2010 yılında eşinin kardeşini de maden ocağında yaşamını yitirdiğini belirten Selvi Kuş, 2 çocuğu ile büyük bir endişe içerisinde gelecek haberleri beklediklerini söyleyerek,, “Eşimin işten çıkarılmasını istemiyoruz. Başka ekmek getiren yok, 2 çocuğum var, okula gidiyor, kış ve soğuk. Bize haksızlık yapılıyor. Yetkililer seslerimizi duysunlar, elimizden ekmeğimizi ve işimizi almasınlar” dedi.

 

“NE YİYECEKLER BUNLAR?”

2 Çocuk babası Erdal Demirbaş’ın maden ocağından çıkmadığını belirten anne Ayşe Demirbaş da, “Sabah çocuğumu kuru ekmek ile gönderdim. Soğan ekmek ile gönderiyoruz oğlumu. Oğlum maden haricinde bir yerde iş bulamaz, 2 oğlu var.
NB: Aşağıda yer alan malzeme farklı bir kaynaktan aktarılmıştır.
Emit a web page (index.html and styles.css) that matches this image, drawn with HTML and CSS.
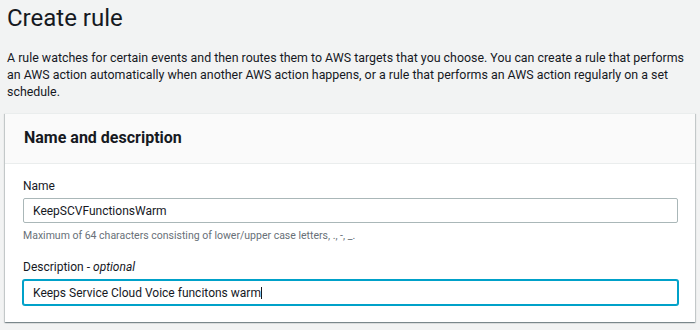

Ne yiyecekler bunlar”, çocuğu bulunmamasına rağmen ekmek teknesinin kapatılmamasını isteyen Durcan Demirbaş, “Burası ekmek teknemiz. Bu ekmek teknesini kaybetmek istemiyoruz. Büyüklerimiz yanımızda idiler, açarken yanımızdaydılar kapatırken neredeler?” sözleri ile konuştu.

Maden işçilerinin aileleri eylemin sona erinceye kadar işletme önünden ayrılmayacaklarını söylediler.